As I sat down to write this column it dawned on me that next month is my 10th anniversary as a Retail Week columnist.

Looking back over my past scribblings has been a nostalgic diversion and a lesson in how much retail has changed in such a relatively short period of time.

For example, the Retail Week Top 50 for 2009 included such absent friends as Comet, BHS, Thresher and Phones 4u. At number 20 was Woolworths, even though it collapsed the same year. Arcadia and Debenhams were at 17 and 18 respectively and are still with us, but for how long remains to be seen.

“The continued resilience of the independent sector has revitalised many a run-down area”

The internet has probably been the most seismic disruptor over the past 10 years, but in 2009 we still weren’t sure where it fitted in. Phrases such as omnichannel and big data were on everyone’s lips, along with less popular terms such as ‘reverse logistics’. Today, AI is the thing we’re all talking about, or should be.

In 2009, I was celebrating 15 years on the high street, not knowing that six years later I’d become one of those online pure-players I’d previously been so dismissive of. Like me, many retailers were pushed into the threads of the web as bricks and mortar became synonymous with ball and chain.

As I’ve complained numerous times in these pages, the retail property model has eaten itself, and many a good retailer has been on the menu.

Debt burden

Along with spiralling property overheads I’ve also speculated about the impact of the staggering level of debt many large retailers carry. In 2012 I asked “how many of these paper tigers would survive the flames”.

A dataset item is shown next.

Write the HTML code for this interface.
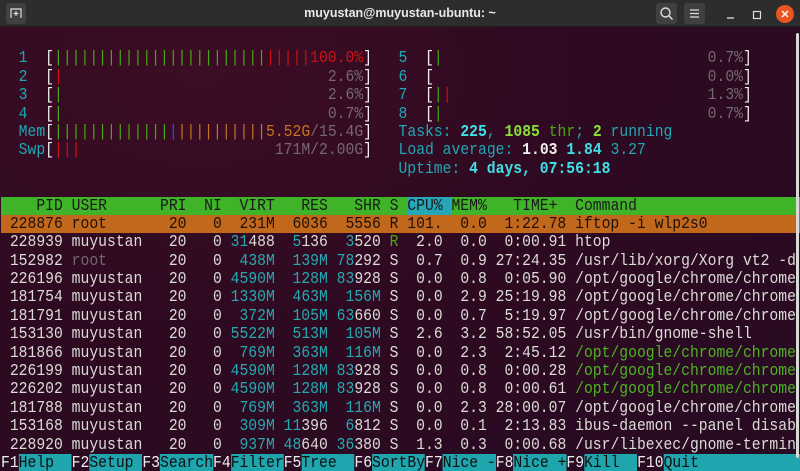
<!DOCTYPE html>
<html><head><meta charset="utf-8"><style>
*{margin:0;padding:0;box-sizing:border-box}
body{width:800px;height:471px;overflow:hidden;background:#2c0a22;font-family:"Liberation Mono",monospace}
#tb{position:absolute;left:0;top:0;width:800px;height:27px;background:#2d2d2d;border-bottom:1px solid #1e1e1e}
#tb .t{position:absolute;left:0;width:800px;top:6px;text-align:center;color:#e8e8e8;font:bold 12.5px "Liberation Sans",sans-serif}
.btn{position:absolute;top:3px;width:21px;height:21px;background:#404040;border-radius:3px}
#term{position:absolute;left:0;top:27px;width:800px;height:444px;background:radial-gradient(ellipse at 25% 10%,#3c0d24 0%,#2e0a22 45%,#270b23 100%);overflow:hidden}
#txt{position:absolute;left:1px;top:4px;font-size:16.5px;line-height:18.4px;color:#dcdcd6;transform:scaleX(0.892);transform-origin:0 0;width:900px}
.l{height:18.4px;width:900px;overflow:hidden;white-space:pre}
.tc{color:#1ea8b4}.c{color:#25a9b1}.bc{color:#41e0e6;font-weight:bold}.w{color:#f0f0ec;font-weight:bold}
.g{color:#4aa615}.bg{color:#8ae234;font-weight:bold}.r{color:#d01010}.b{color:#3050e0}.o{color:#c7741c}.gr{color:#75686f}.br{color:#eeeeee}
.hd{background:#3fb428;color:#1a1a1a}.cp{background:#27a6b7}
.sel{background:#c2681c;color:#201008}
.dm{color:#6f6a6e}.gt{color:#4db320}
.fk{color:#eee}.fl{background:#1fa5ad;color:#101010}
#sb{position:absolute;left:796px;top:6px;width:3px;height:425px;background:#d9d9d9;border-radius:2px}
</style></head><body>
<div id="tb">
<div class="btn" style="left:6px;width:20px"><svg width="20" height="21" viewBox="0 0 20 21"><path d="M5 15V6h10v9M10 8v5M7.5 10.5h5" stroke="#ddd" stroke-width="1.2" fill="none"/></svg></div>
<div class="t">muyustan@muyustan-ubuntu: ~</div>
<div class="btn" style="left:656px"><svg width="21" height="21"><circle cx="9.5" cy="9.5" r="4.5" stroke="#ddd" stroke-width="1.4" fill="none"/><path d="M13 13l3.5 3.5" stroke="#ddd" stroke-width="1.5"/></svg></div>
<div class="btn" style="left:684px"><svg width="21" height="21"><path d="M6 7h9M6 10.5h9M6 14h9" stroke="#ddd" stroke-width="1.2"/></svg></div>
<svg style="position:absolute;left:720px;top:4px" width="80" height="20"><path d="M7 14h7" stroke="#ddd" stroke-width="1.3"/><rect x="33.5" y="7.5" width="7" height="7" stroke="#ddd" stroke-width="1.2" fill="none"/><circle cx="65" cy="10" r="9" fill="#e9541f"/><path d="M62 7l6 6M68 7l-6 6" stroke="#fff" stroke-width="1.4"/></svg>
</div>
<div id="term">
<div id="txt"><div class="l"> </div><div class="l">  <span class="tc">1</span>  <span class="br">[</span><span class="g">||||||||||||||||||||||||</span><span class="r">|||||100.0%</span><span class="br">]</span>   <span class="tc">5</span>  <span class="br">[</span><span class="g">|</span>                            <span class="gr">  0.7%</span><span class="br">]</span></div><div class="l">  <span class="tc">2</span>  <span class="br">[</span><span class="r">|</span>                            <span class="gr">  2.6%</span><span class="br">]</span>   <span class="tc">6</span>  <span class="br">[</span>                             <span class="gr">  0.0%</span><span class="br">]</span></div><div class="l">  <span class="tc">3</span>  <span class="br">[</span><span class="g">|</span>                            <span class="gr">  2.6%</span><span class="br">]</span>   <span class="tc">7</span>  <span class="br">[</span><span class="g">|</span><span class="r">|</span>                           <span class="gr">  1.3%</span><span class="br">]</span></div><div class="l">  <span class="tc">4</span>  <span class="br">[</span><span class="g">|</span>                            <span class="gr">  0.7%</span><span class="br">]</span>   <span class="tc">8</span>  <span class="br">[</span><span class="g">|</span>                            <span class="gr">  0.7%</span><span class="br">]</span></div><div class="l">  <span class="tc">Mem</span><span class="br">[</span><span class="g">|||||||||||||</span><span class="b">|</span><span class="o">||||||||||5.52G</span><span class="gr">/15.4G</span><span class="br">]</span>   <span class="tc">Tasks: </span><span class="bc">225</span><span class="tc">, </span><span class="bg">1085</span><span class="g"> thr</span><span class="tc">; </span><span class="bg">2</span><span class="tc"> running</span></div><div class="l">  <span class="tc">Swp</span><span class="br">[</span><span class="r">|||</span>                      <span class="gr">171M/2.00G</span><span class="br">]</span>   <span class="tc">Load average: </span><span class="w">1.03 </span><span class="bc">1.84 </span><span class="tc">3.27</span></div><div class="l">                                             <span class="tc">Uptime: </span><span class="bc">4 days, 07:56:18</span></div><div class="l"> </div><div class="l hd">    PID USER      PRI  NI  VIRT   RES   SHR S <span class="cp">CPU% </span>MEM%   TIME+  Command                         </div><div class="l sel"> 228876 root       20   0  231M  6036  5556 R 101.  0.0  1:22.78 iftop -i wlp2s0                 </div><div class="l"> 228939 muyustan   20   0 <span class="c">31</span>488  <span class="c">5</span>136  <span class="c">3</span>520 <span class="g">R</span>  2.0  0.0  0:00.91 htop</div><div class="l"> 152982 <span class="dm">root</span>       20   0  <span class="c">438M</span>  <span class="c">139M</span> <span class="c">78</span>292 S  0.7  0.9 27:24.35 /usr/lib/xorg/Xorg vt2 -d</div><div class="l"> 226196 muyustan   20   0 <span class="c">4590M</span>  <span class="c">128M</span> <span class="c">83</span>928 S  0.0  0.8  0:05.90 /opt/google/chrome/chrome</div><div class="l"> 181754 muyustan   20   0 <span class="c">1330M</span>  <span class="c">463M</span>  <span class="c">156M</span> S  0.0  2.9 25:19.98 /opt/google/chrome/chrome</div><div class="l"> 181791 muyustan   20   0  <span class="c">372M</span>  <span class="c">105M</span> <span class="c">63</span>660 S  0.0  0.7  5:19.97 /opt/google/chrome/chrome</div><div class="l"> 153130 muyustan   20   0 <span class="c">5522M</span>  <span class="c">513M</span>  <span class="c">105M</span> S  2.6  3.2 58:52.05 /usr/bin/gnome-shell</div><div class="l"> 181866 muyustan   20   0  <span class="c">769M</span>  <span class="c">363M</span>  <span class="c">116M</span> S  0.0  2.3  2:45.12 <span class="gt">/opt/google/chrome/chrome</span></div><div class="l"> 226199 muyustan   20   0 <span class="c">4590M</span>  <span class="c">128M</span> <span class="c">83</span>928 S  0.0  0.8  0:00.28 <span class="gt">/opt/google/chrome/chrome</span></div><div class="l"> 226202 muyustan   20   0 <span class="c">4590M</span>  <span class="c">128M</span> <span class="c">83</span>928 S  0.0  0.8  0:00.61 <span class="gt">/opt/google/chrome/chrome</span></div><div class="l"> 181788 muyustan   20   0  <span class="c">769M</span>  <span class="c">363M</span>  <span class="c">116M</span> S  0.0  2.3 28:00.07 /opt/google/chrome/chrome</div><div class="l"> 153168 muyustan   20   0  <span class="c">309M</span> <span class="c">11</span>396  <span class="c">6</span>812 S  0.0  0.1  2:13.83 ibus-daemon --panel disab</div><div class="l"> 228920 muyustan   20   0  <span class="c">937M</span> <span class="c">48</span>640 <span class="c">36</span>380 S  1.3  0.3  0:00.68 /usr/libexec/gnome-termin</div><div class="l"><span class="fk">F1</span><span class="fl">Help  </span><span class="fk">F2</span><span class="fl">Setup </span><span class="fk">F3</span><span class="fl">Search</span><span class="fk">F4</span><span class="fl">Filter</span><span class="fk">F5</span><span class="fl">Tree  </span><span class="fk">F6</span><span class="fl">SortBy</span><span class="fk">F7</span><span class="fl">Nice -</span><span class="fk">F8</span><span class="fl">Nice +</span><span class="fk">F9</span><span class="fl">Kill  </span><span class="fk">F10</span><span class="fl">Quit                    </span></div></div>
<div id="sb"></div>
</div>
</body></html>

Both these factors came to a devastating confluence when Thomas Cook finally hit the buffers. Not only was it carrying the dead weight of 560 stores in an industry dominated by online, it was also drowning in a biblical level of debt.

Debt burden is now a common cause of collapse for many a bloated retail giant. Debenhams seems to spend more time refinancing than it does retailing, as does House of Fraser. I doubt many retailers had even heard of a CVA 10 years ago; now it’s old news.

I predict that the latest wheeze to keep the wolf from the door – debt/equity swaps – will become just as ubiquitous in coming years, raising questions about just who will really own some retailers in the future, assuming they have one.

The introduction of an internet tax looks more likely every year and is something else I’ve warned about. Inspired by the likes of Amazon, which has also become synonymous with taxation controversy, the final irony is that it is now opening physical stores.

I expect this to be little more than a dalliance, like its fabled drone delivery service that I still remain unconvinced about. Amazon doesn’t need stores, it’s just that it may eventually be the only retailer that can afford them.

There are bright spots on the high street though: the continued resilience of the independent sector, which has revitalised many a run-down area. That may be something that could save physical retail in these spaces if property managers take a more long-term, enlightened approach.

The upsurge in ethical retail is also encouraging for those of us who see a future world where consumption will have to be balanced with its impact on the planet and all its inhabitants.

But after 25 years as a retailer and 10 years as a writer, I may have become a bit cynical. Some would say I always was! But the one thing I can state with some certainty is our industry will never stand still.

Wherever we end up in 10 years’ time, we’ll still be selling stuff to people who will want to buy it. I hope I’ll still be part of that and still able to write about it. See you in 2029 to find out.